Cestoni was released from the hospital on March 7 and said he has to attend follow-up appointments with great frequency and takes 22 pills a day, though both are set to progressively decrease as time goes on and he continues to recover.
“Mostly, I’m just excited to be able to walk again,” he added, emphasizing how nice it felt to be able to do so with ease after being unable to move more than a few steps before the surgery.
“It’s definitely not another day in the office,” said Dr. Ahmed Fahmy, a kidney transplant surgeon at Northwell’s North Shore University Hospital. Fahmy was involved in the roughly 14-hour surgery that involved 13 surgeons and two operating room nurse teams.
“When you see someone like Sergio come out from a very complicated surgery and do well, that’s very rewarding to the team.

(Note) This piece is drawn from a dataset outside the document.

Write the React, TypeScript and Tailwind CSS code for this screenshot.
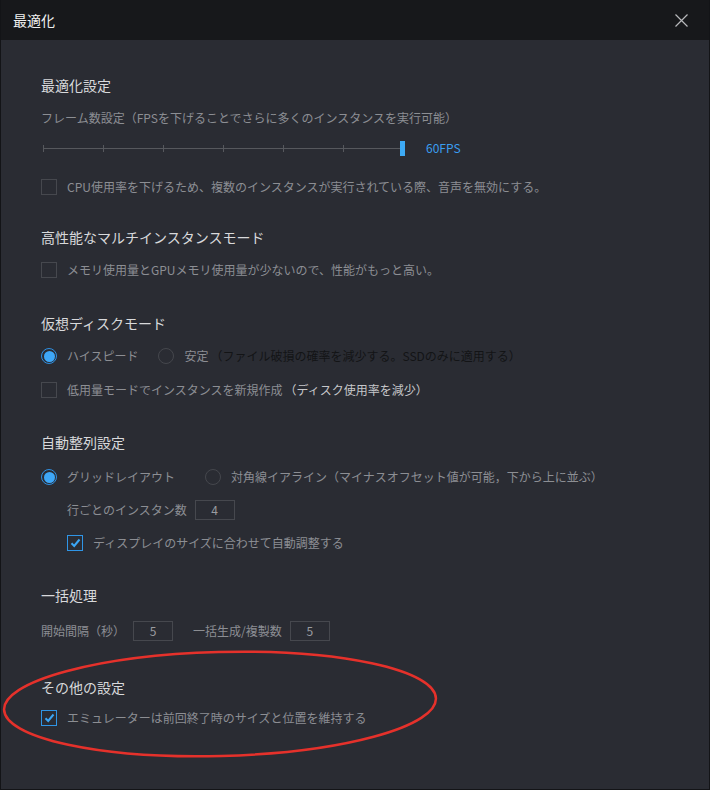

It’s why we’re doing this,” he added.

Northwell has been performing transplants since 2007 and has performed double transplants before, but this was the first triple transplant ever carried out in the hospital or Long Island.
“I’ve been part of Northwell for about eight years now,” said Sami Shah, a doctor in the hospital’s advanced heart failure department. “To see it evolve over this course of time and to be able to leverage the specialties and expertise of all the various specialties involved in this particular case has been a profound moment for Northwell.”
Read more: Long Island’s first pediatric heart transplant program launches at Northwell’s Cohen Children’s.
Fewer than five dozen procedures of this nature have been performed in the country since 1987.
All three organs were from the same anonymous deceased donor. Cestoni said he hopes to meet the donor’s family one day to express his gratitude.
“I feel like I came back to life,” he said. “I have an opportunity to live again and do things better.”